Hillary couldn’t help but to also chime in:

“I’m expecting a grand child which I’m very excited about. We’re very excited about what’s happening in our family but we’re also very excited about what we’re doing.”

Congratulations, kid.  Grams needs a political prop, so you get to be born!

And our final entry on this week’s hit parade.  Fresh off of questions regarding his son’s motivations for wanting the land that Clive Bundy ranches on in Nevada, and scrutiny of the connections between himself and the head of the Bureau of Land Management (and after previously being in the news for diverting campaign funds to his grand-daughter), Harry had this to say about the Federal Government’s aborted attempt to “shock and awe” the prickly rancher in to submission to his Federal betters:

 “Well, it’s not over. We can’t have an American people that violate the law and then just walk away from it. So it’s not over,” Reid said.
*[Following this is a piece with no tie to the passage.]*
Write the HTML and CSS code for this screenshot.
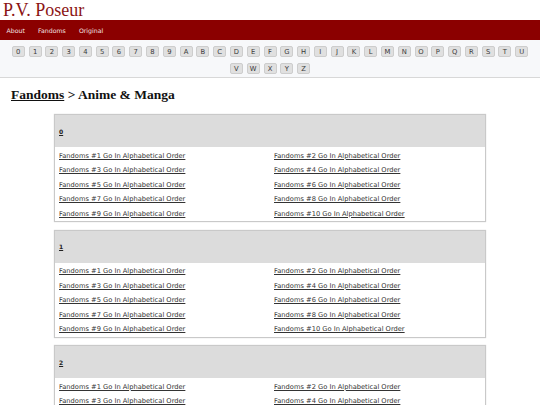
FILE: index.html
```html
<!DOCTYPE html>
<html>
<head>
<meta charset="utf-8">
<title>P.V. Poseur</title>
<link rel="stylesheet" href="styles.css">
</head>
<body>
<header class="site-header"><span class="site-title">P.V. Poseur</span></header>
<nav class="main-nav">
  <a href="#">About</a>
  <a href="#">Fandoms</a>
  <a href="#">Original</a>
</nav>
<div class="letters">
  <a class="letter" href="#">0</a><a class="letter" href="#">1</a><a class="letter" href="#">2</a><a class="letter" href="#">3</a><a class="letter" href="#">4</a><a class="letter" href="#">5</a><a class="letter" href="#">6</a><a class="letter" href="#">7</a><a class="letter" href="#">8</a><a class="letter" href="#">9</a><a class="letter" href="#">A</a><a class="letter" href="#">B</a><a class="letter" href="#">C</a><a class="letter" href="#">D</a><a class="letter" href="#">E</a><a class="letter" href="#">F</a><a class="letter" href="#">G</a><a class="letter" href="#">H</a><a class="letter" href="#">I</a><a class="letter" href="#">J</a><a class="letter" href="#">K</a><a class="letter" href="#">L</a><a class="letter" href="#">M</a><a class="letter" href="#">N</a><a class="letter" href="#">O</a><a class="letter" href="#">P</a><a class="letter" href="#">Q</a><a class="letter" href="#">R</a><a class="letter" href="#">S</a><a class="letter" href="#">T</a><a class="letter" href="#">U</a><a class="letter" href="#">V</a><a class="letter" href="#">W</a><a class="letter" href="#">X</a><a class="letter" href="#">Y</a><a class="letter" href="#">Z</a>
</div>
<main class="content">
  <h1 class="page-title"><a href="#">Fandoms</a> &gt; Anime &amp; Manga</h1>

  <section class="group">
    <div class="group-head"><a href="#">0</a></div>
    <ul class="group-list">
      <li><a href="#">Fandoms #1 Go In Alphabetical Order</a></li>
      <li><a href="#">Fandoms #2 Go In Alphabetical Order</a></li>
      <li><a href="#">Fandoms #3 Go In Alphabetical Order</a></li>
      <li><a href="#">Fandoms #4 Go In Alphabetical Order</a></li>
      <li><a href="#">Fandoms #5 Go In Alphabetical Order</a></li>
      <li><a href="#">Fandoms #6 Go In Alphabetical Order</a></li>
      <li><a href="#">Fandoms #7 Go In Alphabetical Order</a></li>
      <li><a href="#">Fandoms #8 Go In Alphabetical Order</a></li>
      <li><a href="#">Fandoms #9 Go In Alphabetical Order</a></li>
      <li><a href="#">Fandoms #10 Go In Alphabetical Order</a></li>
    </ul>
  </section>

  <section class="group">
    <div class="group-head"><a href="#">1</a></div>
    <ul class="group-list">
      <li><a href="#">Fandoms #1 Go In Alphabetical Order</a></li>
      <li><a href="#">Fandoms #2 Go In Alphabetical Order</a></li>
      <li><a href="#">Fandoms #3 Go In Alphabetical Order</a></li>
      <li><a href="#">Fandoms #4 Go In Alphabetical Order</a></li>
      <li><a href="#">Fandoms #5 Go In Alphabetical Order</a></li>
      <li><a href="#">Fandoms #6 Go In Alphabetical Order</a></li>
      <li><a href="#">Fandoms #7 Go In Alphabetical Order</a></li>
      <li><a href="#">Fandoms #8 Go In Alphabetical Order</a></li>
      <li><a href="#">Fandoms #9 Go In Alphabetical Order</a></li>
      <li><a href="#">Fandoms #10 Go In Alphabetical Order</a></li>
    </ul>
  </section>

  <section class="group">
    <div class="group-head"><a href="#">2</a></div>
    <ul class="group-list">
      <li><a href="#">Fandoms #1 Go In Alphabetical Order</a></li>
      <li><a href="#">Fandoms #2 Go In Alphabetical Order</a></li>
      <li><a href="#">Fandoms #3 Go In Alphabetical Order</a></li>
      <li><a href="#">Fandoms #4 Go In Alphabetical Order</a></li>
      <li><a href="#">Fandoms #5 Go In Alphabetical Order</a></li>
      <li><a href="#">Fandoms #6 Go In Alphabetical Order</a></li>
      <li><a href="#">Fandoms #7 Go In Alphabetical Order</a></li>
      <li><a href="#">Fandoms #8 Go In Alphabetical Order</a></li>
      <li><a href="#">Fandoms #9 Go In Alphabetical Order</a></li>
      <li><a href="#">Fandoms #10 Go In Alphabetical Order</a></li>
    </ul>
  </section>
</main>
</body>
</html>
```
FILE: styles.css
```css
html, body {
  margin: 0;
  padding: 0;
  background: #ffffff;
}
body {
  font-family: "DejaVu Sans", Verdana, sans-serif;
  color: #333;
}
.site-header {
  height: 20px;
  padding-left: 3px;
  background: #ffffff;
}
.site-title {
  font-family: "Liberation Serif", "Times New Roman", serif;
  font-size: 18px;
  line-height: 20px;
  color: #8b1414;
}
.main-nav {
  display: flex;
  height: 20px;
  align-items: center;
  background: #8b0000;
}
.main-nav a {
  padding: 0 6.6px;
  font-size: 6.2px;
  color: #f4e4e4;
  text-decoration: none;
}
.letters {
  display: flex;
  flex-wrap: wrap;
  justify-content: center;
  padding: 3px 6px 0;
  background: #f7f8fa;
  border-bottom: 1px solid #d8d8d8;
  height: 34px;
}
.letter {
  box-sizing: border-box;
  width: 13px;
  height: 11px;
  margin: 3px 1.9px;
  display: flex;
  align-items: center;
  justify-content: center;
  background: #e0e0e0;
  border: 1px solid #cdcdcd;
  border-radius: 2px;
  font-size: 6.8px;
  color: #3a3a3a;
  text-decoration: none;
}
.content {
  padding-top: 8px;
}
.page-title {
  margin: 0 0 10px 11px;
  font-family: "Liberation Serif", "Times New Roman", serif;
  font-size: 13.5px;
  line-height: 18px;
  font-weight: bold;
  color: #111;
}
.page-title a {
  color: #111;
  text-decoration: underline;
}
.group {
  width: 432px;
  box-sizing: border-box;
  margin: 0 auto 7.5px;
  border: 1px solid #c9c9c9;
  box-shadow: 0 0 1px #d0d0d0;
  background: #fff;
}
.group-head {
  height: 32px;
  display: flex;
  align-items: center;
  padding-left: 4px;
  background: #dcdcdc;
  font-size: 6px;
  font-weight: bold;
}
.group-head a {
  color: #222;
  text-decoration: underline;
}
.group-list {
  list-style: none;
  margin: 0;
  padding: 1.5px 0 0;
  display: grid;
  grid-template-columns: 1fr 1fr;
}
.group-list li {
  height: 14.5px;
  line-height: 14.5px;
  padding-left: 4px;
  font-size: 6.7px;
  white-space: nowrap;
}
.group-list a {
  color: #333;
  text-decoration: underline;
}
```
Given Harry’s misappropriation of campaign money and his apparent intimate knowledge of private citizen’s Federal tax returns, such as Mitt Romney, the Koch Brothers, and Clive Bundy, I guess that means that we’ll soon be treated to the sight of Harry “I-Never-Met-A-Budget-I’d-Pass” Reid being marched out of the Senate in handcuffs.

Yeah, I know.  The law is only for little people, and those who happen to not be Democrats.   Yea for “fundamental change”.